Ma rencontre avec la French

J’ai essayé de retranscrire cette aventure jour après jour, de me rappeler de chaque détail, de chaque rencontre, de chaque paysage…kilomètre après kilomètre à pédaler en suivant mon GPS les yeux fermés, à tourner les jambes, serrer les dents, casser du caillou, beaucoup de cailloux. 

Au matin du 07 août, jour de grand départ de la French Divide, je n’avais pas d’objectif à part celui de rouler aussi loin et aussi longtemps que possible. J’ai roulé seule, en duo, en groupe. J’ai dormi dans un hamac mais le plus souvent par terre et quelquefois chez l’habitant. Je m’étonne encore de la gentillesse des gens. Des ravitos organisés par les fans de la course. Toujours aussi chaleureux. Ils nous redonnaient le souffle et nous remplissaient l’estomac de madeleines, de saucisson, de chocolat et j’en passe. J’aimerais me souvenir de tous, de leurs prénoms, de leurs portes ouvertes, de leurs douches après 3 jours de toilette de chat. Merci, merci, merci.

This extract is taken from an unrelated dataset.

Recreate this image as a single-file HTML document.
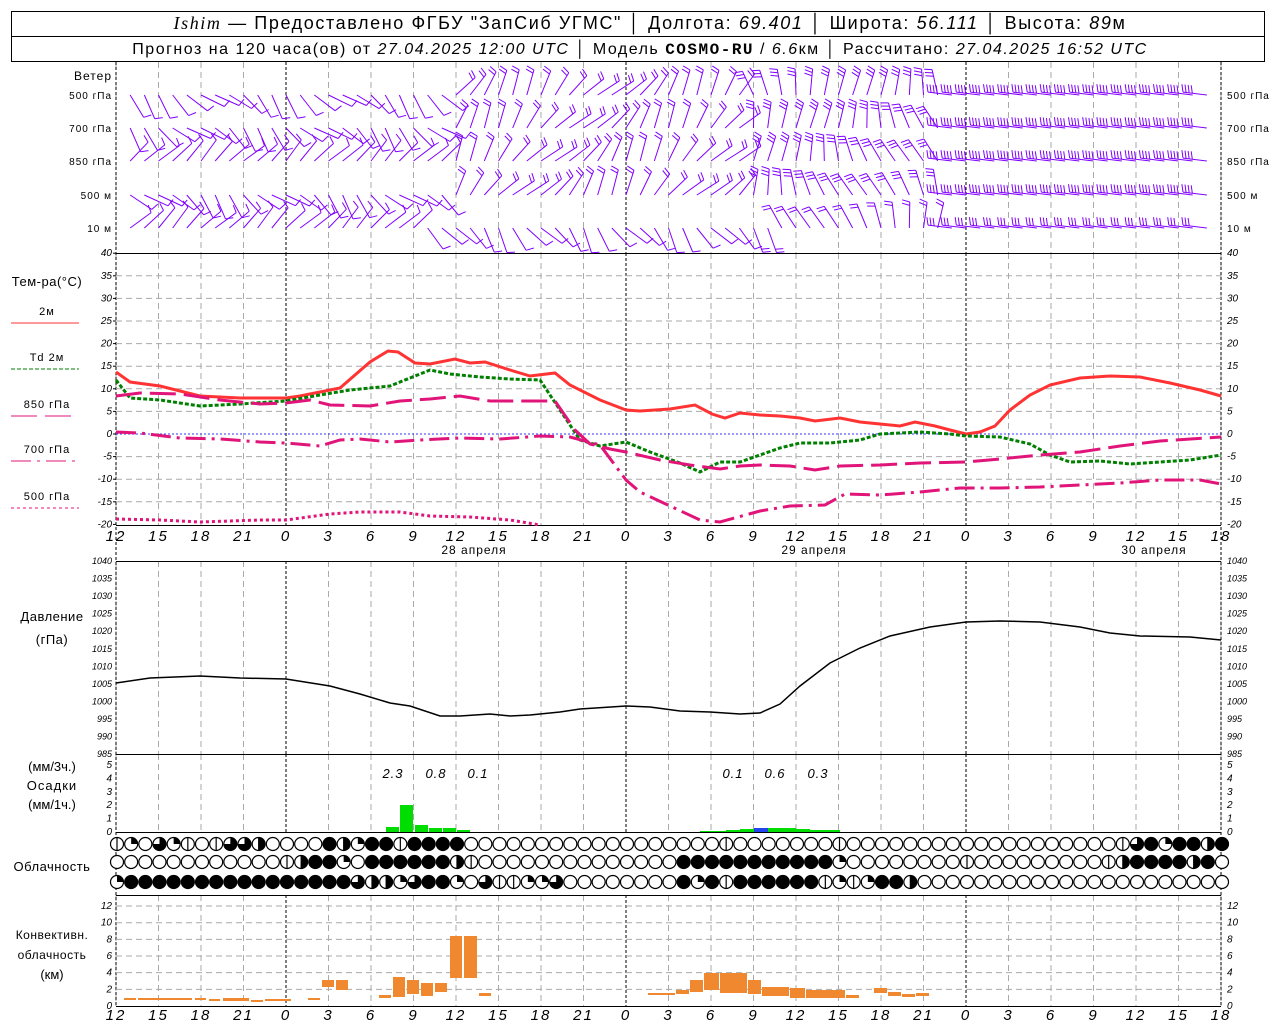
<!DOCTYPE html>
<html><head><meta charset="utf-8">
<style>
html,body{margin:0;padding:0;background:#fff;width:1280px;height:1024px;overflow:hidden}
svg{display:block}
text{font-family:"Liberation Sans","DejaVu Sans",sans-serif}
</style></head><body>
<svg id="s" width="1280" height="1024" xmlns="http://www.w3.org/2000/svg"></svg>
<script>
const S=document.getElementById('s');let h='';
const X0=116,X1=1221,PH=(X1-X0)/78;
const xh=i=>X0+i*PH;
function L(x1,y1,x2,y2,c,w,d){h+=`<line x1="${x1}" y1="${y1}" x2="${x2}" y2="${y2}" stroke="${c}" stroke-width="${w||1}"${d?` stroke-dasharray="${d}"`:''}/>`;}
function T(x,y,t,o){o=o||{};h+=`<text x="${x}" y="${y}" font-size="${o.s||12}" ${o.a?`text-anchor="${o.a}"`:''} ${o.i?'font-style="italic"':''} ${o.b?'font-weight="bold"':''} fill="${o.c||'#000'}" ${o.ls?`letter-spacing="${o.ls}"`:''}>${t}</text>`;}
function P(pts,c,w,d){h+=`<polyline fill="none" points="${pts.map(p=>p.join(',')).join(' ')}" stroke="${c}" stroke-width="${w}"${d?` stroke-dasharray="${d}"`:''}/>`;}
// header
h+=`<rect x="11.5" y="11.5" width="1253" height="50" fill="none" stroke="#000"/>`;L(11,36.5,1264,36.5,'#000');
h+=`<text x="650" y="29" font-size="18" letter-spacing="1.6" text-anchor="middle"><tspan font-style="italic" font-family="Liberation Serif">Ishim</tspan> — Предоставлено ФГБУ "ЗапСиб УГМС" │ Долгота: <tspan font-style="italic">69.401</tspan> │ Широта: <tspan font-style="italic">56.111</tspan> │ Высота: <tspan font-style="italic">89</tspan>м</text>`;
h+=`<text x="640" y="54" font-size="16" letter-spacing="1.5" text-anchor="middle">Прогноз на 120 часа(ов) от <tspan font-style="italic">27.04.2025 12:00 UTC</tspan> │ Модель <tspan font-family="Liberation Mono" font-weight="bold">COSMO-RU</tspan> / <tspan font-style="italic">6.6</tspan>км │ Рассчитано: <tspan font-style="italic">27.04.2025 16:52 UTC</tspan></text>`;
// vertical grids
const secs=[[62,253],[253,525],[561,754],[754,832],[895,1006]];
for(let i=0;i<=78;i+=3){const x=xh(i);const day=(i+12)%24==0;
 secs.forEach(([a,b])=>L(x,a,x,b,day?'#000':'#aaa',1,day?'3,2':'6,4'));}
L(X0,62,X0,1006,'#000',1,'3,2');L(X1,62,X1,1006,'#000',1,'3,2');
L(X0,253.5,X1,253.5,'#000');L(X0,754.5,X1,754.5,'#000');L(X0,561.5,X1,561.5,'#000');L(X0,895.5,X1,895.5,'#000');L(X0,832.5,X1,832.5,'#000');
for(let v=-20;v<=40;v+=5){const y=434-v*4.52;if(v>-20&&v<40)L(X0,y,X1,y,v==0?'#33f':'#aaa',1,v==0?'2,2':'6,4');
 T(112,y+3,v,{s:10,a:'end',i:1});T(1227,y+3,v,{s:10,i:1});L(X0-3,y,X0,y,'#000');}
L(X0,525.5,X1,525.5,'#000');
for(let p=985;p<=1040;p+=5){const y=561+(1040-p)*3.51;T(112,y+3,p,{s:9,a:'end',i:1});T(1227,y+3,p,{s:9,i:1});}
for(let v=0;v<=5;v++){const y=832-v*13.4;T(112,y+3,v,{s:10,a:'end',i:1});T(1227,y+3,v,{s:10,i:1});}
for(let v=0;v<=12;v+=2){const y=1006-v*8.33;if(v>0)L(X0,y,X1,y,'#aaa',1,'6,4');T(112,y+3,v,{s:10,a:'end',i:1});T(1227,y+3,v,{s:10,i:1});}
L(X0,1006.5,X1,1006.5,'#000');
for(let i=0;i<=78;i+=3){const hr=(i+12)%24;T(xh(i),541,hr,{s:15,a:'middle',i:1,ls:2});T(xh(i),1020,hr,{s:15,a:'middle',i:1,ls:2});}
T(474,554,'28 апреля',{s:12,a:'middle',ls:1});T(814,554,'29 апреля',{s:12,a:'middle',ls:1});T(1154,554,'30 апреля',{s:12,a:'middle',ls:1});
T(112,80,'Ветер',{s:12,a:'end',ls:1});
[['500 гПа',95],['700 гПа',128],['850 гПа',161],['500 м',195],['10 м',228]].forEach(([t,y])=>{T(112,y+4,t,{s:10,a:'end',ls:1});T(1227,y+4,t,{s:10,ls:1});});
T(47,286,'Тем-ра(°C)',{s:13,a:'middle',ls:0.5});
const leg=[['2м',315,'#f33','0'],['Td  2м',361,'green','4,2'],['850 гПа',408,'#e1147a','26,8'],['700 гПа',453,'#e1147a','20,6,3,6'],['500 гПа',500,'#e1147a','3,3']];
leg.forEach(([t,y,c,d])=>{T(47,y,t,{s:11,a:'middle',ls:1});L(11,y+8,79,y+8,c,1,d=='0'?null:d);});
T(52,621,'Давление',{s:13,a:'middle',ls:0.5});T(52,644,'(гПа)',{s:13,a:'middle',ls:0.5});
T(52,771,'(мм/3ч.)',{s:13,a:'middle'});T(52,790,'Осадки',{s:13,a:'middle',ls:1});T(52,809,'(мм/1ч.)',{s:13,a:'middle'});
T(52,871,'Облачность',{s:13,a:'middle',ls:0.5});
T(52,939,'Конвективн.',{s:12,a:'middle',ls:0.5});T(52,959,'облачность',{s:12,a:'middle',ls:0.5});T(52,979,'(км)',{s:13,a:'middle'});
// wind barbs
const rows=[95,128,161,195,228];
for(let r=0;r<5;r++)for(let i=1;i<78;i++){const x=xh(i),y=rows[r];
 let f=i/78, ang;
 if(f<0.3) ang=(r==2||r==4)?-Math.PI*(0.25+0.05*Math.sin(i+r)):Math.PI*(0.25+0.12*Math.sin(i*0.7+r));
 else if(f<0.57) ang=-Math.PI*(0.3+0.12*Math.sin(i*0.5+r));
 else if(f<0.75) ang=-Math.PI*(0.55+0.15*Math.cos(i*0.3+r));
 else ang=-Math.PI+0.12;
 if(r==4&&f>0.28&&f<0.6) ang=Math.PI*(0.3+0.1*Math.sin(i));
 const len=f>0.75?24:26,ex=x+Math.cos(ang)*len,ey=y+Math.sin(ang)*len;
 L(x,y,ex.toFixed(1),ey.toFixed(1),'#8000ff',1);
 let nb=f<0.3?1:(f<0.57?2:(f<0.75?3:4));if(r==4)nb=Math.max(1,nb-1);
 for(let k=0;k<nb;k++){const t=1-k*0.13,bx=x+Math.cos(ang)*len*t,by=y+Math.sin(ang)*len*t;
  const ba=ang+(f>0.75?Math.PI/2.4:-Math.PI/2.4);L(bx.toFixed(1),by.toFixed(1),(bx+Math.cos(ba)*8).toFixed(1),(by+Math.sin(ba)*8).toFixed(1),'#8000ff',1);}
}
P([[116,372],[130,382],[160,386],[200,396],[240,398],[286,398],[300,396],[340,388],[370,362],[388,351],[398,352],[415,363],[430,364],[455,359],[470,363],[485,362],[510,370],[530,376],[555,373],[570,385],[600,400],[626,410],[640,411],[670,409],[695,405],[712,414],[725,418],[740,413],[760,415],[780,416],[800,418],[815,421],[840,418],[860,422],[880,424],[900,426],[915,422],[935,426],[950,430],[966,434],[980,432],[995,426],[1010,410],[1030,395],[1050,385],[1080,378],[1110,376],[1140,377],[1170,383],[1200,390],[1221,396]],'#f33',3);
P([[116,380],[130,398],[160,400],[200,406],[240,404],[286,401],[320,395],[350,390],[390,386],[410,378],[430,370],[450,374],[480,377],[510,379],[540,380],[560,410],[580,440],[600,446],[626,442],[650,452],[680,463],[700,472],[720,462],[740,462],[760,455],[780,448],[800,443],[830,443],[860,440],[880,434],[920,432],[950,434],[966,436],[1000,437],[1030,444],[1050,455],[1070,462],[1100,461],[1130,464],[1160,462],[1190,460],[1221,455]],'green',3,'4,2');
P([[116,396],[140,393],[180,394],[220,400],[260,404],[286,403],[310,400],[330,405],[370,406],[400,401],[430,399],[460,396],[490,401],[530,401],[555,401],[575,430],[590,444],[610,449],[626,452],[660,460],[690,465],[720,469],[740,466],[760,465],[790,466],[815,470],[840,466],[880,465],[920,463],[966,462],[1000,459],[1040,455],[1080,452],[1120,446],[1160,441],[1221,437]],'#e1147a',3,'26,8');
P([[116,432],[140,433],[180,438],[220,439],[260,442],[286,443],[320,446],[340,440],[360,439],[390,442],[420,440],[460,438],[500,439],[540,436],[570,437],[600,445],[626,480],[640,492],[670,506],[700,520],[720,522],[760,511],[790,506],[825,505],[845,494],[880,495],[920,492],[960,488],[1000,488],[1040,487],[1080,485],[1120,483],[1160,480],[1200,480],[1221,484]],'#e1147a',3,'20,6,3,6');
P([[116,519],[160,520],[200,522],[260,520],[286,520],[330,514],[360,512],[400,512],[430,516],[470,517],[510,520],[540,525]],'#e1147a',3,'3,3');
P([[116,683],[150,678],[200,676],[240,678],[286,679],[330,686],[360,694],[390,703],[410,706],[440,716],[460,716],[490,714],[510,716],[530,715],[560,712],[580,709],[626,706],[650,707],[680,711],[710,712],[740,714],[760,713],[780,704],[800,686],[830,663],[860,648],[890,636],[930,627],[966,622],[1000,621],[1040,622],[1080,627],[1110,633],[1140,636],[1190,637],[1221,640]],'#000',1.5);
[[386,399,827],[400,413,805],[415,428,825],[429,442,828],[443,456,828],[457,470,830],[700,726,831],[726,740,830],[740,754,829],[768,782,828],[782,796,828],[796,810,829],[810,840,830]].forEach(([a,b,t])=>h+=`<rect x="${a}" y="${t}" width="${b-a}" height="${832-t}" fill="#00dd00"/>`);
h+=`<rect x="754" y="828" width="14" height="4" fill="#2244ee"/>`;
[['2.3',393],['0.8',436],['0.1',478],['0.1',733],['0.6',775],['0.3',818]].forEach(([t,x])=>T(x,778,t,{s:13,a:'middle',i:1,ls:1}));
const cr=["vqotqvovtthoooofhqffvffffoooooooooooooooooovooooooovooooooooooooooooooovtfqffhff",
"oooooooooooovhffqoffffffhvoooooooooooooofffffffffffqoooooooovooooooooovhffffhf",
"qffffffffffffffffthhqtffqotvvqqtoooooooofqfvffffffvqvqffhooooooooooooooooooooo"];
const cys=[844,862,882];
function circ(x,y,t){const r=6.5;h+=`<circle cx="${x}" cy="${y}" r="${r}" fill="${t=='f'?'#000':'#fff'}" stroke="#000" stroke-width="1.2"/>`;
 if(t=='v'||t=='h')L(x,y-r,x,y+r,'#000',1.2);
 if(t=='h')h+=`<path d="M${x},${y-r}A${r},${r} 0 0 1 ${x},${y+r}Z" fill="#000"/>`;
 if(t=='q')h+=`<path d="M${x},${y}L${x},${y-r}A${r},${r} 0 0 1 ${x+r},${y}Z" fill="#000"/>`;
 if(t=='t')h+=`<path d="M${x},${y}L${x},${y-r}A${r},${r} 0 1 1 ${x-r},${y}Z" fill="#000"/>`;}
cr.forEach((s,r)=>{for(let i=0;i<79;i++)circ(xh(i)+1,cys[r],s[i]||'o');});
[[124,137,998,1000],[138,193,998,1000],[195,207,998,1000],[209,221,999,1001],[223,250,998,1001],[251,264,1000,1002],[265,292,999,1001],[308,321,998,1000],[322,335,980,987],[336,349,980,990],[379,392,995,998],[393,406,977,997],[407,420,980,994],[421,434,983,996],[435,448,983,992],[450,463,936,978],[464,478,936,978],[479,492,993,996],[648,676,993,995],[676,690,990,994],[690,704,980,992],[704,720,973,990],[720,748,973,993],[748,762,980,994],[762,790,987,996],[790,806,988,998],[806,846,990,998],[846,860,995,998],[874,888,988,993],[888,902,992,996],[902,916,994,997],[916,930,993,996]].forEach(([a,b,t,u])=>h+=`<rect x="${a}" y="${t}" width="${b-a-1}" height="${Math.max(2,u-t)}" fill="#f08830"/>`);
S.innerHTML=h;
</script>
</body></html>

Merci à ce couple qui nous a accueilli avec Fanny alors qu’il était déjà 22h00. Notre odeur devait en dire long sur notre aventure et vous nous avez ouvert votre porte le temps d’un thé, d’un cookie maison et d’une courte nuit. Merci aux copains de Julien pour cette nuit en roulotte après une journée interminable, la chaleur, la fatigue et puis l’orage. Merci à ce pompier qui nous a accueillis, lavé notre linge, préparé le petit déjeuner à 5h00 du matin alors que nous étions six puants, épuisés, rincés, affamés. Merci. 

Swiper pour voir la galerie – © photo Lucie Denis

Si la longue distance est une histoire de solitude elle a été pour moi l’occasion de belles rencontres. Kiki, Seb, Jean-Seb, Mario, Flo, tous ont consolidé mon amour du vélo, de l’endurance et de la communauté. Naturellement nous avons roulé ensemble jour après jour. Partagé des bains en lavoir, les courses pieds nus dans les Lidl pour nous rafraîchir les orteils. Les repas à même l’entrée des Hyper comme sur toutes ces photos de cyclistes que tu peux apercevoir dans les courses de longues distances. Les snikers glacés, les réparations express sur un trottoir, les micros siestes. Notre petite communauté avait son rythme. 

© photo Lucie Denis

Plus les jours passaient, moins nous croisions de monde. L’écart s’agrandissait. Nous avions peut-être mal aux genoux, au cul, aux pieds, nous étions fatigués oui certainement, mais personne ne disait rien. Le groupe nous faisait avancer, il nous donnait de l’élan, autant qu’il fallait. Il y avait les grimpeurs et les descendeurs. Les VTT et les gravels. Les casse-cou et les prudents. Un certain équilibre était en place. On oubliait tout le reste tant que le train était en marche. Parfois il fallait pousser ou même porter lors de passages sinueux. Surtout une section dans le Morvan qui ressemblait plus à une trace de GR que de vélo. Cette partie était une des plus sauvages du parcours. J’aurais aimé m’arrêter, capturer cette image de forêt dans la brume, du lac endormi, des pins renversants, mais nous n’avions pas le temps. Pas le temps pour les photos souvenirs. Mais le temps pour un petit déjeuner miraculeux au milieu de nulle part. Au coeur de la forêt, une auberge de voyageurs. Il devait être 9h00. Le petit déjeuner était juste prêt. La petite troupe s’installa, remplit les plateaux, tartina les bouts de pain, remplit l’estomac et les poches pour la suite. Pain, beurre, fromage, viennoiseries et même des oeufs. Une OASIS. Puis la journée s’enchaîna. Elle sera rude. Le terrain est cabossé. Mais aussi la chaleur qui commence à assécher nos bidons. On s’arrête dans les cimetières pour profiter des fontaines. Parfois ce sont les fermes qui nous sauvent. Chaque hameau est l’occasion d’une courte pause avant de reprendre les chemins taillés par les tracteurs. Mais cela ne nous empêche pas d’arriver grand sourire au CP2 accueilli par la team média. D’autres cyclistes s’arrêtent, mangent une pizza, et passent la nuit dans les environs. Le Morvan est presque derrière nous. 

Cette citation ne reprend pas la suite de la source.